Cumana Disk Interface (Cumana) Review | Electron User - Everygamegoing

Electron User


Cumana Disk Interface
By Cumama Disk Systems
Acorn Electron

 
Published in Electron User 2.10

Every now and then something comes into the Electron User offices and there's a scramble for it. Having used and been impressed with Cumana disc drives on my BBC Micro (in the dark old days when I used to work for The Micro User) I made sure that I won the latest tussle. My prize? The Cumana Disk Interface for the Electron.

It consists of an interface cartridge, lead and either a 5.25" or 3.5" inch disc drive with its own power supply. A second drive can be added if required, again of either size.

The cartridge, which contains among other things, the interface software, fits snugly into one of the slots on the Acorn Plus 1. The lead, which, unlike on other micro products, is of adequate length, goes from this to the chosen disc drive.

Setting the system up was easy. Even if it hadn't been obvious what went where, the user guide supplied with the system gives more than adequate instructions. So five minutes after receiving it I had a working disc system for my Electron. On the screen was not only the "Cumana Disk System" message, there was also the date!

The next few hours were spent exploring the commands available under the system. The more I saw of it, the more I liked it.

Using the Cumana DFS, the familiar LOAD and SAVE still work, except now programs are saved to disc, not tape. The increase in speed and reliability this brings has to be experienced to be believed.

It's more than just a super-fast cassette, however. Because the saved program or files are on a disc, not a tape, you can access a file you've saved without having to read all the previous programs.

This gives the system enormous flexibility and with it come a whole host of commands and utilities to take advantage of this.

Files can be copied, renamed, and deleted with ease, while *CAT gives you the name of all the files on the disc, instantly.

One whole category of commands is given over to organising and analysing these files, allowing operations that would be impossible or impractical on tape.

Also the system supports random access files, vital for more advanced and flexible databases.

Before a disc can be used by a disc system it has to be formatted. All this means is that the disc is magnetically organised so that data is stored on it in the way that the DFS expects.

The trouble is that there is no standard format, discs that work on one DFS not working on another.

The Cumana DFS has what is known as a double density format, but it's not the same as the Acorn Plus 3's double density format. Nor is it compatible with the Acorn DFS for the BBC Micro.

This could be a problem, but supplied with the system comes a disc full of utilities to deal with the situation.

It's these utilities that give the flexibility that makes it a winner, allowing it to use discs written on both the BBC Micro and on the Acorn Plus 3. With them you can copy files from an Acorn Plus 3 or BBC disc onto your Cumana discs.

Not only that, but you can format and write to discs that can be used on the BBC Micro.

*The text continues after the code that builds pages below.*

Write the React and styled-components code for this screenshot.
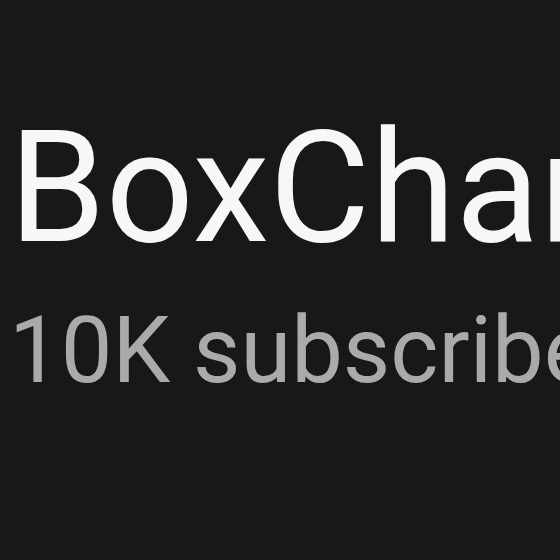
import React from 'react'
import styled, { createGlobalStyle } from 'styled-components'

const GlobalStyle = createGlobalStyle`
	html, body {
		margin: 0;
		padding: 0;
		background: #181818;
	}
	body {
		font-family: Roboto, "Liberation Sans", sans-serif;
	}
`

const HeaderX = styled.div`
	width: 560px;
	height: 560px;
	overflow: hidden;
	box-sizing: border-box;
	padding: 111px 0 0 9px;
	display: flex;
	flex-direction: column;
	gap: 39px;
`

const TitleX = styled.h1`
	margin: 0;
	font-size: 155px;
	font-weight: 400;
	line-height: 1;
	color: #f7f7f7;
	white-space: nowrap;
`

const MetaX = styled.div`
	font-size: 92px;
	line-height: 1;
	color: #aaaaaa;
	white-space: nowrap;
`

const App = () => (
	<>
		<GlobalStyle />
		<HeaderX>
			<TitleX>BoxChannel</TitleX>
			<MetaX>10K subscribers</MetaX>
		</HeaderX>
	</>
)

export default App
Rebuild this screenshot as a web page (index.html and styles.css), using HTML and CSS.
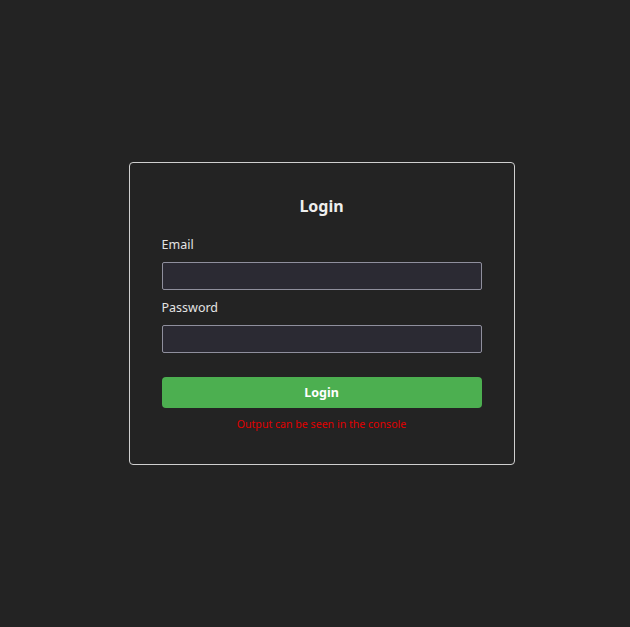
FILE: index.html
```html
<!DOCTYPE html>
<html>
<head>
<meta charset="utf-8">
<link rel="stylesheet" href="styles.css">
</head>
<body>
<main class="page">
  <form class="card">
    <h2 class="title">Login</h2>
    <label class="label" for="email">Email</label>
    <input class="input" id="email" type="email">
    <label class="label" for="password">Password</label>
    <input class="input" id="password" type="password">
    <button class="btn" type="button">Login</button>
    <p class="note">Output can be seen in the console</p>
  </form>
</main>
</body>
</html>
```
FILE: styles.css
```css
html, body {
  margin: 0;
  height: 100%;
  background: #232323;
}
body {
  font-family: "Noto Sans", "Open Sans", sans-serif;
  color: #e6e6e6;
}
.page {
  height: 100%;
  display: flex;
  align-items: center;
  justify-content: center;
  padding-left: 13px;
  box-sizing: border-box;
}
.card {
  width: 320px;
  padding: 32px;
  border: 1px solid #cfcfcf;
  border-radius: 4px;
  display: flex;
  flex-direction: column;
}
.title {
  margin: 0 0 18px;
  font-size: 16px;
  line-height: 23px;
  font-weight: 700;
  text-align: center;
  color: #eeeeee;
}
.label {
  font-size: 12.5px;
  line-height: 18px;
  color: #e4e4e4;
  margin-bottom: 8px;
}
.input {
  height: 28px;
  box-sizing: border-box;
  margin: 0 0 9px;
  border: 1px solid #8f8f9d;
  border-radius: 2px;
  background: #2b2a33;
  color: #fff;
}
.btn {
  margin-top: 15px;
  height: 31px;
  border: none;
  border-radius: 4px;
  background: #4caf50;
  color: #ffffff;
  font-family: inherit;
  font-weight: 700;
  font-size: 12.5px;
}
.note {
  margin: 9px 0 0;
  font-size: 10.6px;
  line-height: 15px;
  text-align: center;
  color: #e00000;
}
```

No other DFS has this adaptability and compatibility.

As if that wasn't enough, the utilities disc also has a verify program - to check discs - and a disc editor for more advanced users.

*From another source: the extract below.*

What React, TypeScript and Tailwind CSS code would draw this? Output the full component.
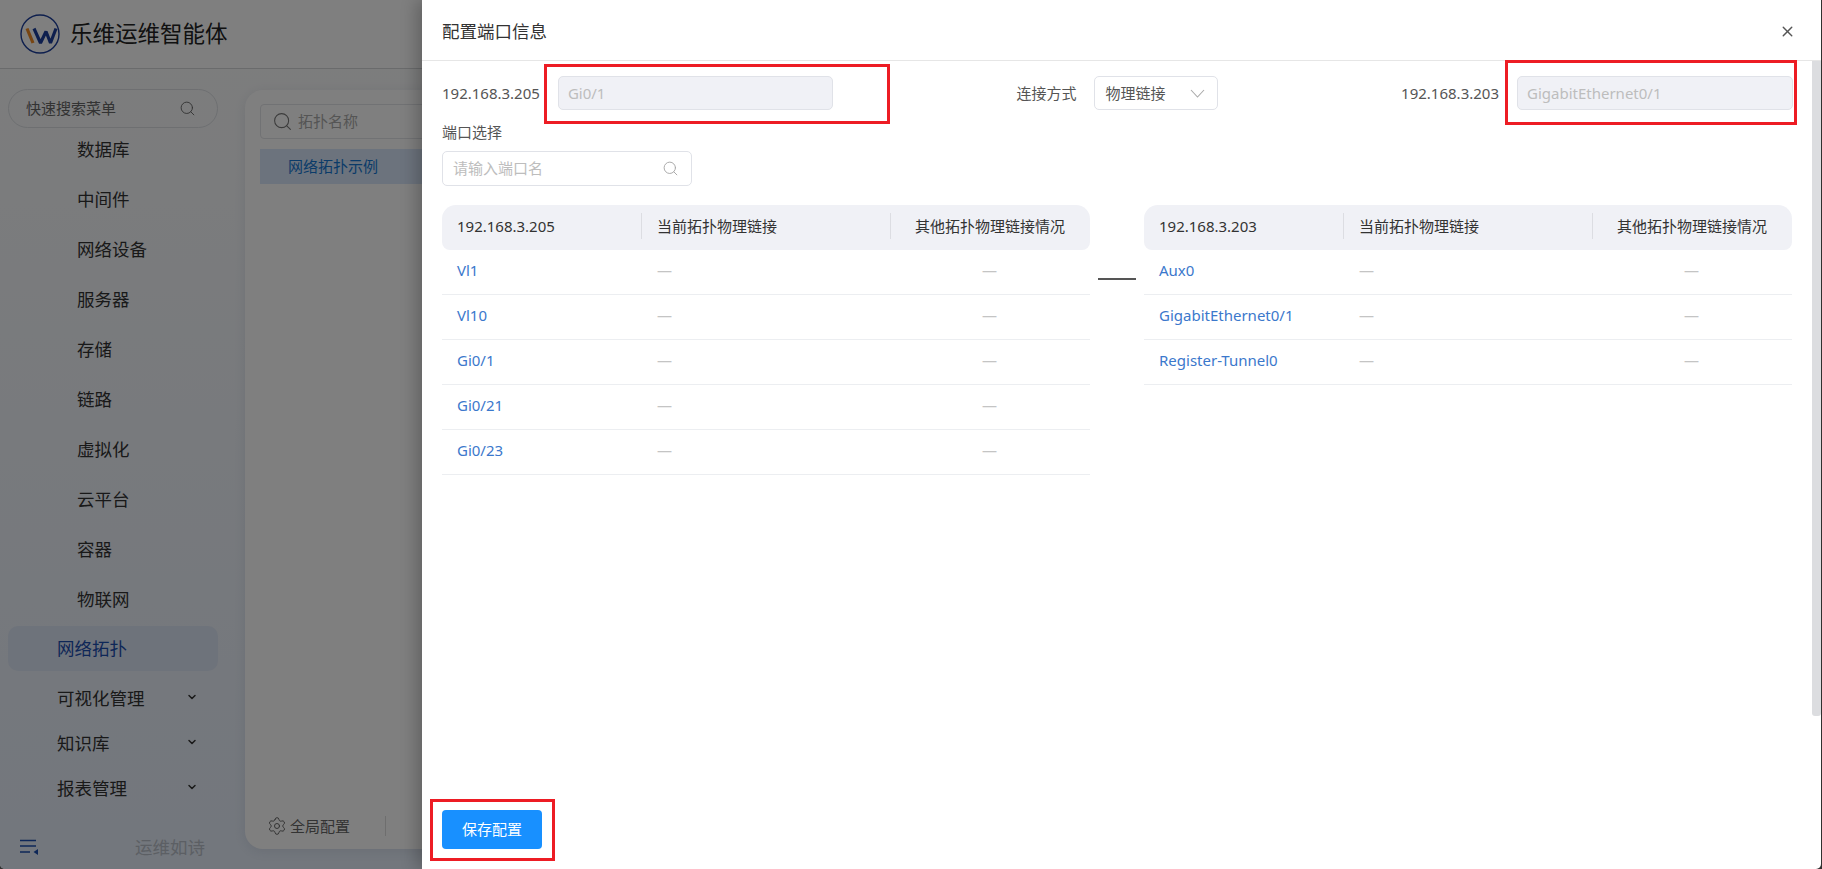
import { ChevronDown, Search, Settings, X } from 'lucide-react';

const font = '[font-family:"Noto_Sans","Noto_Sans_CJK_SC",sans-serif]';

const menuTop = ['数据库', '中间件', '网络设备', '服务器', '存储', '链路', '虚拟化', '云平台', '容器', '物联网'];
const menuBottom = ['可视化管理', '知识库', '报表管理'];

function Logo() {
  return (
    <svg width="40" height="40" viewBox="0 0 40 40" fill="none">
      <circle cx="20" cy="20" r="19" stroke="#1d3f9c" strokeWidth="1.4" />
      <path d="M7 14.5L13 29" stroke="#f08a24" strokeWidth="3.2" />
      <path d="M14 14.5L20.5 29L26 17.5L30.5 29L36 14.5" stroke="#1d3f9c" strokeWidth="3.2" strokeLinejoin="bevel" />
    </svg>
  );
}

function PortTable({ host, ports }: { host: string; ports: string[] }) {
  return (
    <div className="w-[648px]">
      <div className="grid h-[45px] grid-cols-[200px_249px_199px] items-center rounded-t-[14px] rounded-b-[8px] bg-[#f0f1f6] pb-[3px] text-[15px] text-[#333]">
        <div className="border-r border-[#dcdde2] pl-[15px] leading-[26px]">{host}</div>
        <div className="border-r border-[#dcdde2] pl-[15px] leading-[26px]">当前拓扑物理链接</div>
        <div className="pr-px text-center leading-[26px]">其他拓扑物理链接情况</div>
      </div>
      {ports.map((port) => (
        <div key={port} className="grid h-[45px] grid-cols-[200px_249px_199px] items-center border-b border-[#eceef1] pb-[3px] text-[15px]">
          <div className="pl-[15px] text-[#3b78cc]">{port}</div>
          <div className="pl-[15px] text-[#c4c4c4]">—</div>
          <div className="pr-[2px] text-center text-[#c4c4c4]">—</div>
        </div>
      ))}
    </div>
  );
}

export default function App() {
  return (
    <div className={`flex h-[869px] w-[1822px] overflow-hidden bg-[#333] ${font}`}>
      <aside className="relative flex w-[422px] shrink-0 flex-col overflow-hidden rounded-bl-[5px] bg-gradient-to-b from-[#fbfbfb] to-[#e6eefa]">
        <header className="flex h-[69px] shrink-0 items-center gap-[10px] border-b border-[#d4d6d8] bg-white pl-[20px]">
          <Logo />
          <span className="text-[22.5px] text-[#222]">乐维运维智能体</span>
        </header>
        <div className="flex min-h-0 flex-1">
          <nav className="flex w-[245px] shrink-0 flex-col">
            <div className="ml-2 mt-[20px] flex h-[39px] w-[210px] shrink-0 items-center justify-between rounded-full border border-[#dcdfe3] pl-[17px] pr-[21px] text-[15px] text-[#666]">
              <span>快速搜索菜单</span>
              <Search size={17} strokeWidth={1.3} />
            </div>
            <div className="-mt-[4px]">
              {menuTop.map((item) => (
                <div key={item} className="flex h-[50px] items-center pl-[77px] text-[17.5px] text-[#333]">
                  {item}
                </div>
              ))}
            </div>
            <div className="ml-2 mt-[2px] flex h-[45px] w-[210px] shrink-0 items-center rounded-[10px] bg-[#dde6f6] pl-[49px] text-[17.5px] text-[#1d4fb0]">
              网络拓扑
            </div>
            <div className="mt-[5px]">
              {menuBottom.map((item) => (
                <div key={item} className="flex h-[45px] w-[198px] items-center justify-between pl-[57px] text-[17.5px] text-[#333]">
                  <span>{item}</span>
                  <ChevronDown size={12} strokeWidth={3} className="-mt-1" />
                </div>
              ))}
            </div>
            <div className="mt-auto flex h-[36px] items-center pb-[8px] pl-[20px]">
              <svg width="18" height="16" viewBox="0 0 18 16" fill="none" stroke="#1d4fb0" strokeWidth="1.6">
                <path d="M0 1.5H16M0 7H16M0 13H10" />
                <path d="M18 10L13.5 13L18 16Z" fill="#1d4fb0" stroke="none" />
              </svg>
              <span className="ml-[97px] text-[17.5px] text-[#b8bec8]">运维如诗</span>
            </div>
          </nav>
          <main className="mb-[20px] mt-[21px] flex w-[400px] shrink-0 flex-col rounded-[18px] bg-white pt-[14px] shadow-[0_2px_12px_rgba(40,60,90,0.1)]">
            <div className="ml-[15px] flex h-[35px] items-center gap-[5px] rounded-[4px] border border-[#e2e4e8] pl-[11px] text-[15px] text-[#aaa]">
              <Search size={21} strokeWidth={1.2} className="text-[#777]" />
              <span>拓扑名称</span>
            </div>
            <div className="ml-[15px] mt-[10px] flex h-[35px] items-center bg-[#d8e7fb] pl-[28px] text-[15px] text-[#1677d2]">
              网络拓扑示例
            </div>
            <div className="mt-auto flex h-[46px] items-center pl-[22px] text-[15px] text-[#666]">
              <Settings size={20} strokeWidth={1.2} />
              <span className="ml-[3px]">全局配置</span>
              <span className="ml-[35px] h-[20px] w-px bg-[#ddd]" />
            </div>
          </main>
        </div>
        <div className="absolute inset-0 bg-black/50" />
      </aside>

      <section className="relative z-10 flex w-[1399px] shrink-0 flex-col rounded-br-[5px] bg-white shadow-[-6px_0_16px_rgba(0,0,0,0.22)]">
        <div className="flex h-[61px] shrink-0 items-center justify-between border-b border-[#e6e6e6] pl-[20px] pr-[25px]">
          <h1 className="pt-[2px] text-[17.5px] font-normal text-[#333]">配置端口信息</h1>
          <X size={17} strokeWidth={2} className="mt-[3px] text-[#555]" />
        </div>

        <div className="flex min-h-0 flex-1 flex-col pl-[20px] pr-[28px]">
          <div className="mt-[15px] flex h-[34px] items-center justify-between text-[15px] text-[#555]">
            <div className="flex items-center gap-[18px]">
              <span>192.168.3.205</span>
              <div className="flex h-[34px] w-[275px] items-center rounded-[5px] border border-[#e0e2e8] bg-[#f0f1f6] pl-[9px] text-[#bdbdbd]">Gi0/1</div>
            </div>
            <div className="flex items-center gap-[17px]">
              <span>连接方式</span>
              <div className="flex h-[34px] w-[124px] items-center justify-between rounded-[5px] border border-[#e0e2e8] pl-[11px] pr-[12px]">
                <span>物理链接</span>
                <svg width="15" height="9" viewBox="0 0 15 9" fill="none" stroke="#aaa" strokeWidth="1.1">
                  <path d="M1 1L7.5 8L14 1" />
                </svg>
              </div>
            </div>
            <div className="flex items-center gap-[18px]">
              <span>192.168.3.203</span>
              <div className="flex h-[34px] w-[276px] items-center rounded-[5px] border border-[#e0e2e8] bg-[#f0f1f6] pl-[9px] text-[#bdbdbd]">GigabitEthernet0/1</div>
            </div>
          </div>

          <div className="mt-[11px] text-[15px] leading-[22px] text-[#555]">端口选择</div>
          <div className="mt-[8px] flex h-[35px] w-[250px] items-center justify-between rounded-[5px] border border-[#e0e2e8] pl-[10px] pr-[12px] text-[15px] text-[#bdbdbd]">
            <span>请输入端口名</span>
            <Search size={17} strokeWidth={1.4} className="text-[#aaa]" />
          </div>

          <div className="mt-[19px] flex items-start">
            <PortTable host="192.168.3.205" ports={['Vl1', 'Vl10', 'Gi0/1', 'Gi0/21', 'Gi0/23']} />
            <div className="mx-[8px] mt-[73px] h-[2px] w-[38px] bg-[#555]" />
            <PortTable host="192.168.3.203" ports={['Aux0', 'GigabitEthernet0/1', 'Register-Tunnel0']} />
          </div>

          <div className="mt-auto pb-[20px]">
            <button className="h-[39px] w-[100px] rounded-[4px] bg-[#1890ff] text-[15px] text-white">保存配置</button>
          </div>
        </div>

        {/* scrollbar + red annotation boxes sit over the drawer */}
        <div className="absolute left-[1390px] top-[61px] h-[655px] w-[9px] rounded-b-[3px] bg-[#dcdde0]" />
        <div className="absolute left-[122px] top-[64px] h-[60px] w-[346px] border-[3px] border-[#ed1c24]" />
        <div className="absolute left-[1083px] top-[60px] h-[65px] w-[292px] border-[3px] border-[#ed1c24]" />
        <div className="absolute left-[8px] top-[799px] h-[62px] w-[125px] border-[3px] border-[#ed1c24]" />
      </section>
    </div>
  );
}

Even with the above features, to think of the Cumana Disk Interface as just a DFS would be to underate it.

Not only does it have all the facilities you'd expect of a DFS, it also has a built-in real time clock and ROM socket for an additional ROM such as Addcomm or Starmon.

Add to this that the maximum length of files is a massive 64k and the fact that the Cumana DFS doesn't use the Electron's memory (allowing easy tape to disc conversion) and the system becomes even more impressive.

It's a splendid, thoroughly professional piece of work.

The manual is comprehensive, if a little formal in parts, and the system does what it sets out to do and does it well. The obvious question is how it compares with the Acorn Plus 3.

The answer is, very well indeed. While not having the complexity of the Acorn Plus 3's directories and pathways, the filing system, with its 10 letter filenames and use of wildcards, is more than adequate for the home user.

When you throw in the real time clock, the ROM ability and the flexibility in the disc formats that can be read, then it comes out a clear winner.

There are only two drawbacks that I can think of. The first is that you have to have a Acorn Plus 1. I'm not sure if this is a drawback, as I think most people who want to expand to discs will already have one of these excellent bits of kit.

The second is that there is no utility that allows you to copy from your Cumana formatted discs to discs that will work on a Acorn Plus 3.

So as things stand, you could use your mate's Acorn Plus 3 discs but you couldn't copy your masterpieces on to a disc he can use.

Having said that, I don't think it will be long until someone does just that.

To sum up, it's a versatile, powerful piece of equipment that I recommend wholeheartedly.